══ Material shown ══
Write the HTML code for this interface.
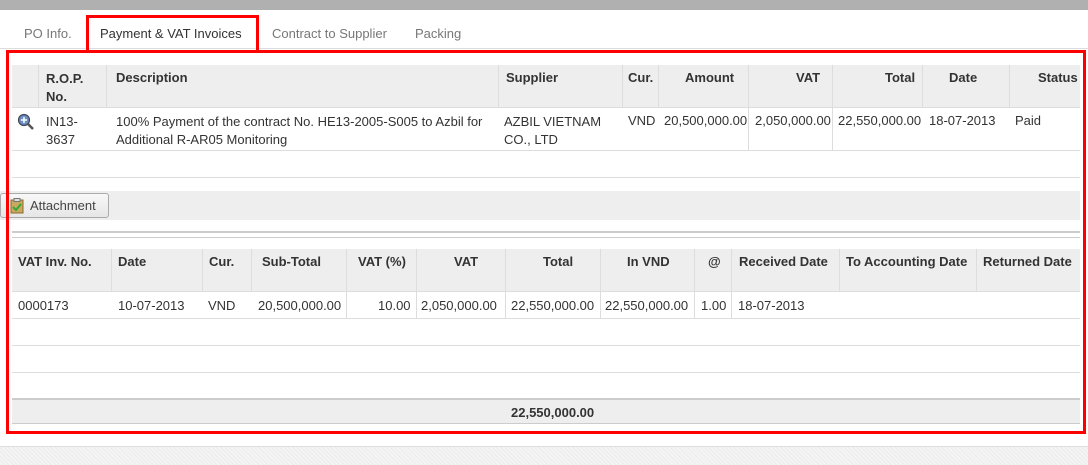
<!DOCTYPE html>
<html><head><style>
*{margin:0;padding:0;box-sizing:border-box}
body{width:1088px;height:465px;background:#fff;font-family:"Liberation Sans",Arial,sans-serif;font-size:12px;color:#333;position:relative;overflow:hidden}
.a{position:absolute}
.t{position:absolute;font-size:13px;color:#333;white-space:nowrap}
.h{font-weight:bold}
.vl{position:absolute;width:1px;background:#ddd}
.hl{position:absolute;height:1px;background:#ddd}
</style></head><body>
<div class="a" style="left:0;top:0;width:1088px;height:10px;background:#b0b0b0"></div>
<div class="hl" style="left:0;top:48px;width:1088px;background:#ddd"></div>
<div class="t" style="left:24px;top:26px;color:#777">PO Info.</div>
<div class="t" style="left:100px;top:26px;color:#333">Payment &amp; VAT Invoices</div>
<div class="t" style="left:272px;top:26px;color:#777">Contract to Supplier</div>
<div class="t" style="left:415px;top:26px;color:#777">Packing</div>
<div class="a" style="left:86px;top:15px;width:173px;height:35px;border:3px solid #f00;border-bottom:none"></div>

<!-- table 1 -->
<div class="a" style="left:12px;top:65px;width:1068px;height:42px;background:#eee"></div>
<div class="hl" style="left:12px;top:107px;width:1068px"></div>
<div class="hl" style="left:12px;top:150px;width:1068px"></div>
<div class="hl" style="left:12px;top:177px;width:1068px"></div>
<div class="vl" style="left:38px;top:65px;height:42px"></div>
<div class="vl" style="left:106px;top:65px;height:42px"></div>
<div class="vl" style="left:498px;top:65px;height:42px"></div>
<div class="vl" style="left:622px;top:65px;height:42px"></div>
<div class="vl" style="left:658px;top:65px;height:42px"></div>
<div class="vl" style="left:748px;top:65px;height:85px"></div>
<div class="vl" style="left:832px;top:65px;height:85px"></div>
<div class="vl" style="left:922px;top:65px;height:42px"></div>
<div class="vl" style="left:1009px;top:65px;height:42px"></div>
<div class="t h" style="left:46px;top:70px;line-height:18px">R.O.P.<br>No.</div>
<div class="t h" style="left:116px;top:70px">Description</div>
<div class="t h" style="left:506px;top:70px">Supplier</div>
<div class="t h" style="left:628px;top:70px">Cur.</div>
<div class="t h" style="left:685px;top:70px">Amount</div>
<div class="t h" style="left:796px;top:70px">VAT</div>
<div class="t h" style="left:885px;top:70px">Total</div>
<div class="t h" style="left:949px;top:70px">Date</div>
<div class="t h" style="left:1038px;top:70px">Status</div>
<svg class="a" style="left:17px;top:113px" width="18" height="18" viewBox="0 0 18 18"><circle cx="7" cy="7" r="5.5" fill="#6a8fc4" stroke="#445" stroke-width="1.2"/><path d="M7 4v6M4 7h6" stroke="#fff" stroke-width="1.5"/><path d="M11 11l5 5" stroke="#555" stroke-width="2.5"/></svg>
<div class="t" style="left:46px;top:113px;line-height:18px">IN13-<br>3637</div>
<div class="t" style="left:116px;top:113px;line-height:18px">100% Payment of the contract No. HE13-2005-S005 to Azbil for<br>Additional R-AR05 Monitoring</div>
<div class="t" style="left:504px;top:113px;line-height:18px">AZBIL VIETNAM<br>CO., LTD</div>
<div class="t" style="left:628px;top:113px">VND</div>
<div class="t" style="left:664px;top:113px">20,500,000.00</div>
<div class="t" style="left:755px;top:113px">2,050,000.00</div>
<div class="t" style="left:838px;top:113px">22,550,000.00</div>
<div class="t" style="left:929px;top:113px">18-07-2013</div>
<div class="t" style="left:1015px;top:113px">Paid</div>

<!-- attachment bar -->
<div class="a" style="left:0;top:191px;width:1080px;height:29px;background:#efeeee"></div>
<div class="a" style="left:0;top:193px;width:109px;height:25px;background:linear-gradient(#f8f8f8,#e6e6e6);border:1px solid #aaa;border-radius:3px"></div>
<svg class="a" style="left:10px;top:198px" width="14" height="16" viewBox="0 0 14 16"><rect x="1" y="2" width="12" height="13" fill="#c9a860" stroke="#8a6b2a"/><rect x="4" y="0.5" width="6" height="3" fill="#ddd" stroke="#777"/><path d="M3 9l3 3 5-6" stroke="#3a3" stroke-width="2" fill="none"/></svg>
<div class="t" style="left:30px;top:198px;color:#444">Attachment</div>
<div class="hl" style="left:12px;top:231px;width:1068px;background:#ccc;height:2px"></div>
<div class="hl" style="left:12px;top:237px;width:1068px;background:#ccc"></div>

<!-- table 2 -->
<div class="a" style="left:12px;top:249px;width:1068px;height:42px;background:#eee"></div>
<div class="hl" style="left:12px;top:291px;width:1068px"></div>
<div class="hl" style="left:12px;top:318px;width:1068px"></div>
<div class="hl" style="left:12px;top:345px;width:1068px"></div>
<div class="hl" style="left:12px;top:372px;width:1068px"></div>
<div class="a" style="left:12px;top:398px;width:1068px;height:26px;background:#eee;border-top:2px solid #ccc;border-bottom:1px solid #ccc"></div>
<div class="vl" style="left:111px;top:249px;height:42px"></div>
<div class="vl" style="left:202px;top:249px;height:42px"></div>
<div class="vl" style="left:251px;top:249px;height:42px"></div>
<div class="vl" style="left:346px;top:249px;height:69px"></div>
<div class="vl" style="left:416px;top:249px;height:69px"></div>
<div class="vl" style="left:505px;top:249px;height:69px"></div>
<div class="vl" style="left:600px;top:249px;height:69px"></div>
<div class="vl" style="left:694px;top:249px;height:69px"></div>
<div class="vl" style="left:731px;top:249px;height:69px"></div>
<div class="vl" style="left:839px;top:249px;height:42px"></div>
<div class="vl" style="left:976px;top:249px;height:42px"></div>
<div class="t h" style="left:18px;top:254px">VAT Inv. No.</div>
<div class="t h" style="left:118px;top:254px">Date</div>
<div class="t h" style="left:209px;top:254px">Cur.</div>
<div class="t h" style="left:262px;top:254px">Sub-Total</div>
<div class="t h" style="left:358px;top:254px">VAT (%)</div>
<div class="t h" style="left:454px;top:254px">VAT</div>
<div class="t h" style="left:543px;top:254px">Total</div>
<div class="t h" style="left:627px;top:254px">In VND</div>
<div class="t h" style="left:708px;top:254px">@</div>
<div class="t h" style="left:739px;top:254px">Received Date</div>
<div class="t h" style="left:846px;top:254px">To Accounting Date</div>
<div class="t h" style="left:983px;top:254px">Returned Date</div>
<div class="t" style="left:18px;top:298px">0000173</div>
<div class="t" style="left:118px;top:298px">10-07-2013</div>
<div class="t" style="left:208px;top:298px">VND</div>
<div class="t" style="left:258px;top:298px">20,500,000.00</div>
<div class="t" style="left:378px;top:298px">10.00</div>
<div class="t" style="left:421px;top:298px">2,050,000.00</div>
<div class="t" style="left:511px;top:298px">22,550,000.00</div>
<div class="t" style="left:605px;top:298px">22,550,000.00</div>
<div class="t" style="left:701px;top:298px">1.00</div>
<div class="t" style="left:738px;top:298px">18-07-2013</div>
<div class="t h" style="left:511px;top:405px">22,550,000.00</div>

<div class="a" style="left:6px;top:50px;width:1080px;height:384px;border:3px solid #f00"></div>
<div class="a" style="left:0;top:446px;width:1088px;height:19px;background:repeating-linear-gradient(45deg,#ececec 0 1px,#f4f4f4 1px 3px);border-top:1px solid #ddd"></div>
</body></html>
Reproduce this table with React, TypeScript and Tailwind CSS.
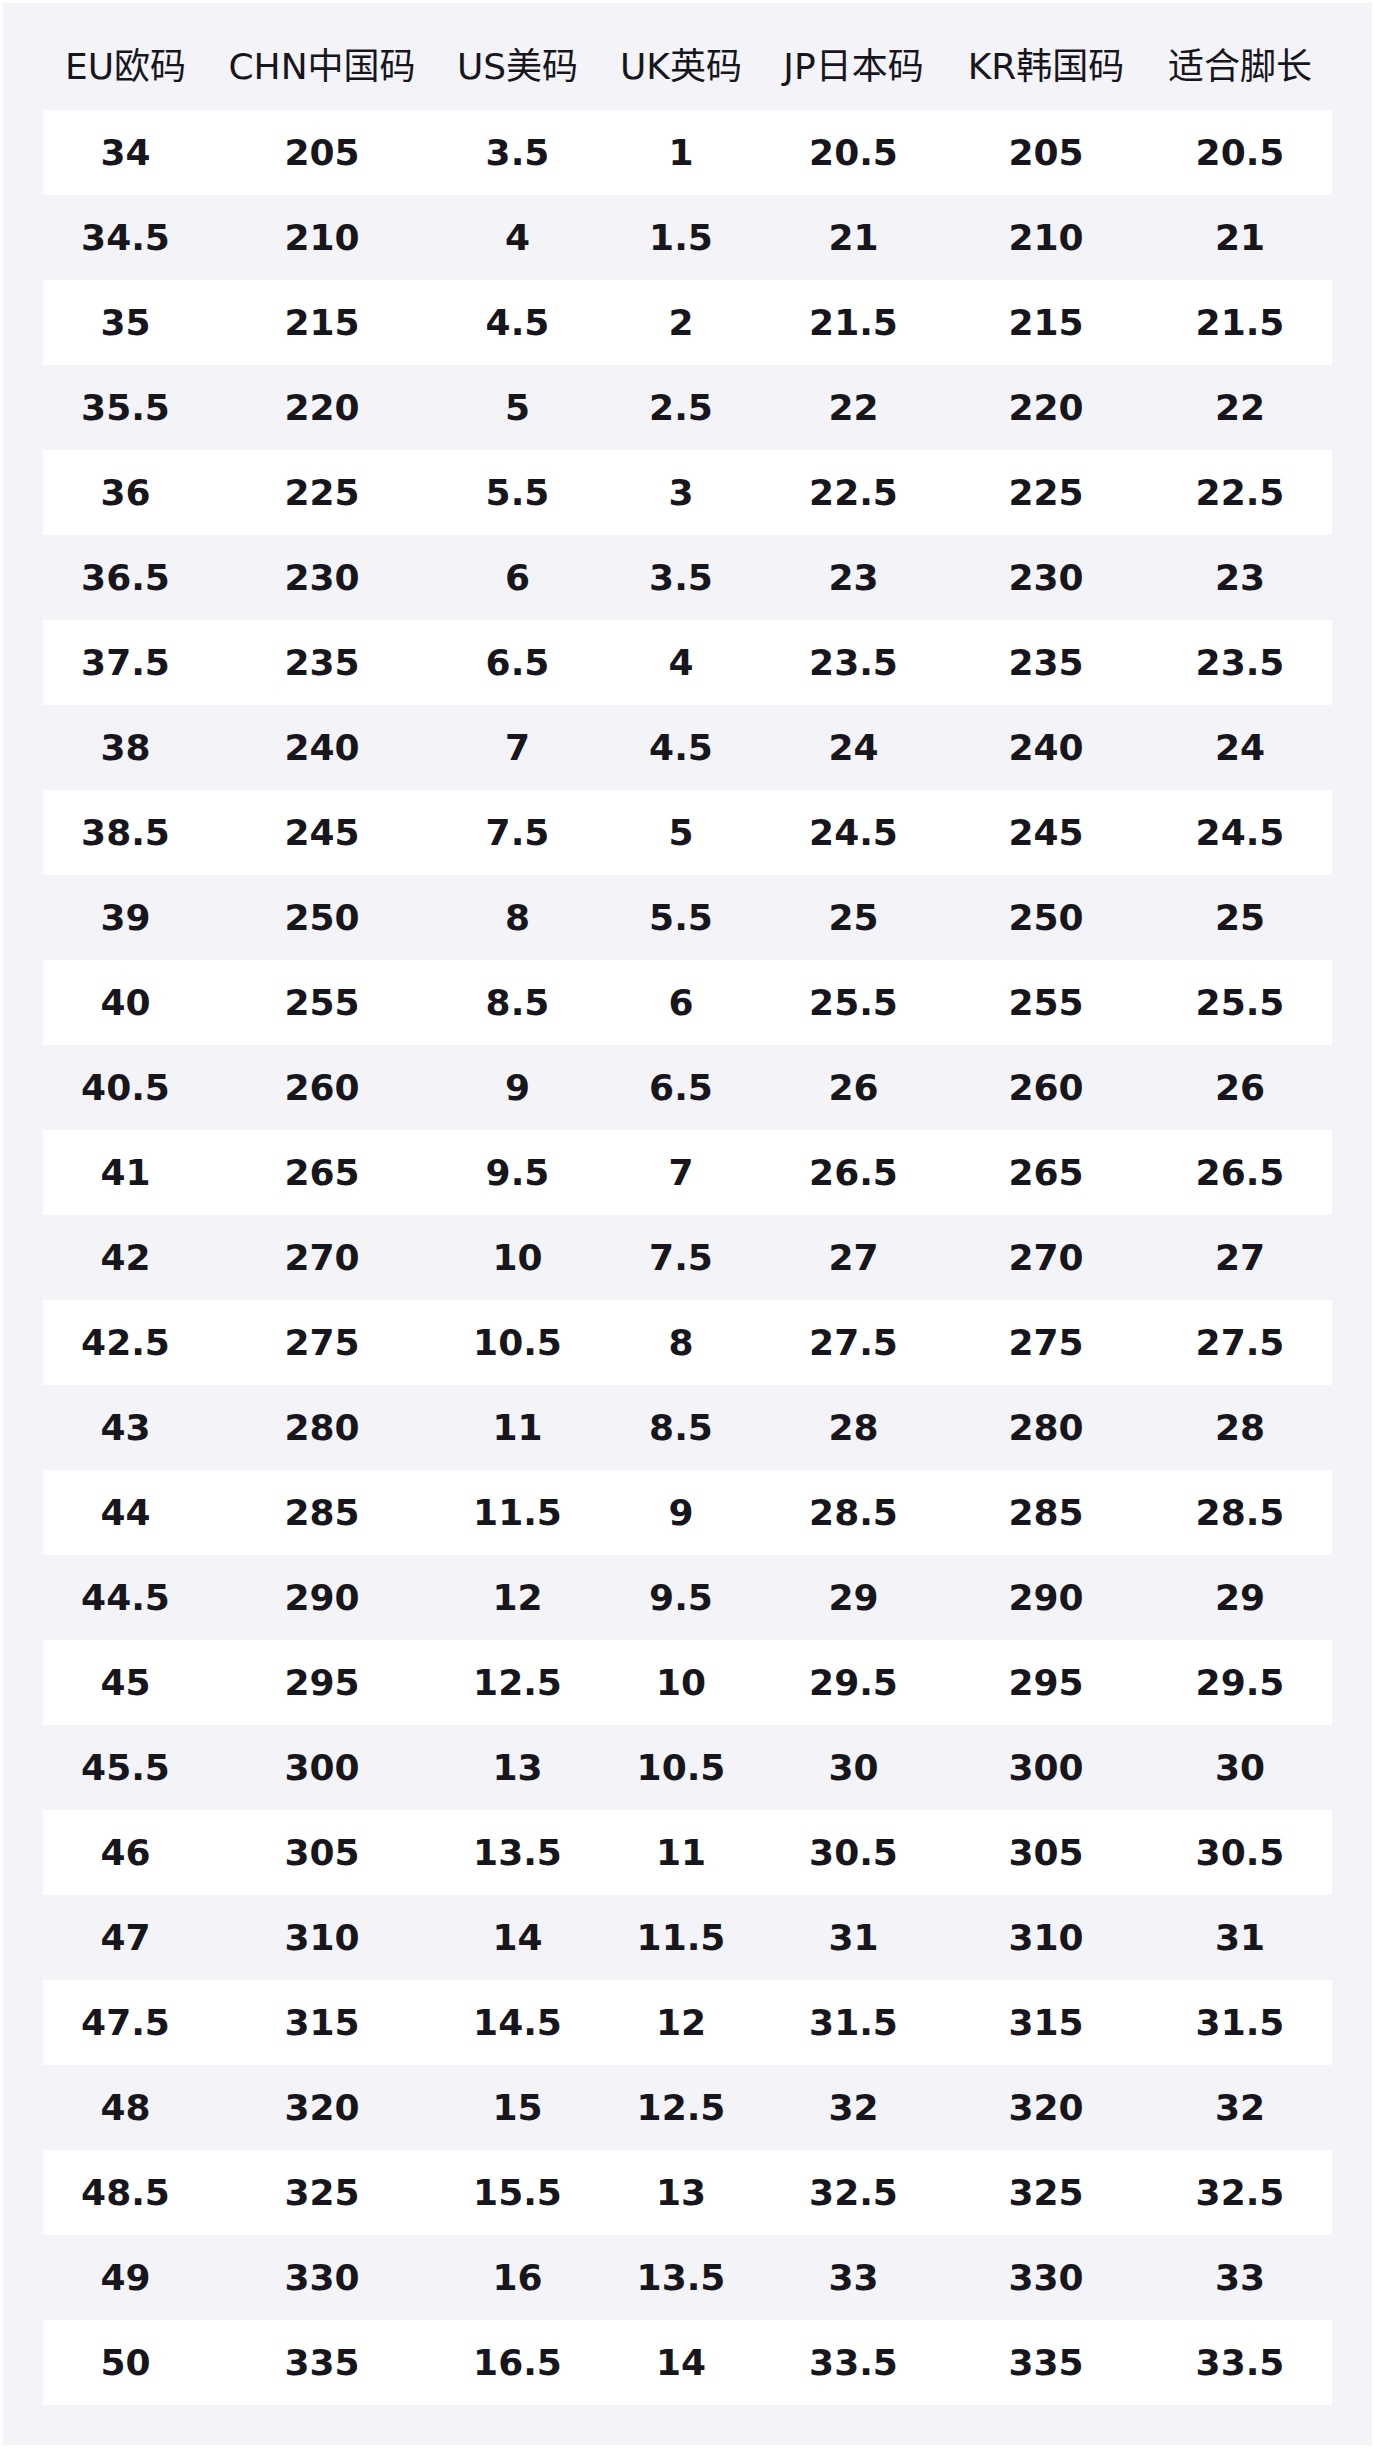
const headers = ["EU欧码", "CHN中国码", "US美码", "UK英码", "JP日本码", "KR韩国码", "适合脚长"];

const rows: string[][] = [
  ["34", "205", "3.5", "1", "20.5", "205", "20.5"],
  ["34.5", "210", "4", "1.5", "21", "210", "21"],
  ["35", "215", "4.5", "2", "21.5", "215", "21.5"],
  ["35.5", "220", "5", "2.5", "22", "220", "22"],
  ["36", "225", "5.5", "3", "22.5", "225", "22.5"],
  ["36.5", "230", "6", "3.5", "23", "230", "23"],
  ["37.5", "235", "6.5", "4", "23.5", "235", "23.5"],
  ["38", "240", "7", "4.5", "24", "240", "24"],
  ["38.5", "245", "7.5", "5", "24.5", "245", "24.5"],
  ["39", "250", "8", "5.5", "25", "250", "25"],
  ["40", "255", "8.5", "6", "25.5", "255", "25.5"],
  ["40.5", "260", "9", "6.5", "26", "260", "26"],
  ["41", "265", "9.5", "7", "26.5", "265", "26.5"],
  ["42", "270", "10", "7.5", "27", "270", "27"],
  ["42.5", "275", "10.5", "8", "27.5", "275", "27.5"],
  ["43", "280", "11", "8.5", "28", "280", "28"],
  ["44", "285", "11.5", "9", "28.5", "285", "28.5"],
  ["44.5", "290", "12", "9.5", "29", "290", "29"],
  ["45", "295", "12.5", "10", "29.5", "295", "29.5"],
  ["45.5", "300", "13", "10.5", "30", "300", "30"],
  ["46", "305", "13.5", "11", "30.5", "305", "30.5"],
  ["47", "310", "14", "11.5", "31", "310", "31"],
  ["47.5", "315", "14.5", "12", "31.5", "315", "31.5"],
  ["48", "320", "15", "12.5", "32", "320", "32"],
  ["48.5", "325", "15.5", "13", "32.5", "325", "32.5"],
  ["49", "330", "16", "13.5", "33", "330", "33"],
  ["50", "335", "16.5", "14", "33.5", "335", "33.5"],
];

const cols = "grid grid-cols-[165px_228px_163px_164px_181px_204px_1fr]";

export default function App() {
  return (
    <div className="bg-white p-[3px] font-['DejaVu_Sans','Noto_Sans_CJK_SC',sans-serif] text-[#16161c]">
      <div className="bg-[#f3f3f8] px-[40px] pb-[40px]">
        <div className={`${cols} h-[107px] pt-[21px] items-center`}>
          {headers.map((h) => (
            <div key={h} className="text-center text-[36px] leading-none whitespace-nowrap">
              {h}
            </div>
          ))}
        </div>
        {rows.map((r, i) => (
          <div key={i} className={`${cols} h-[85px] items-center ${i % 2 === 0 ? "bg-white" : ""}`}>
            {r.map((v, j) => (
              <div key={j} className="text-center text-[36px] font-bold">
                {v}
              </div>
            ))}
          </div>
        ))}
      </div>
    </div>
  );
}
═══
### Request
Gather each line in the data that holds the string "table".

### Final result
<!-- table 1 -->
<!-- table 2 -->
Reproduce this table with React, TypeScript and Tailwind CSS.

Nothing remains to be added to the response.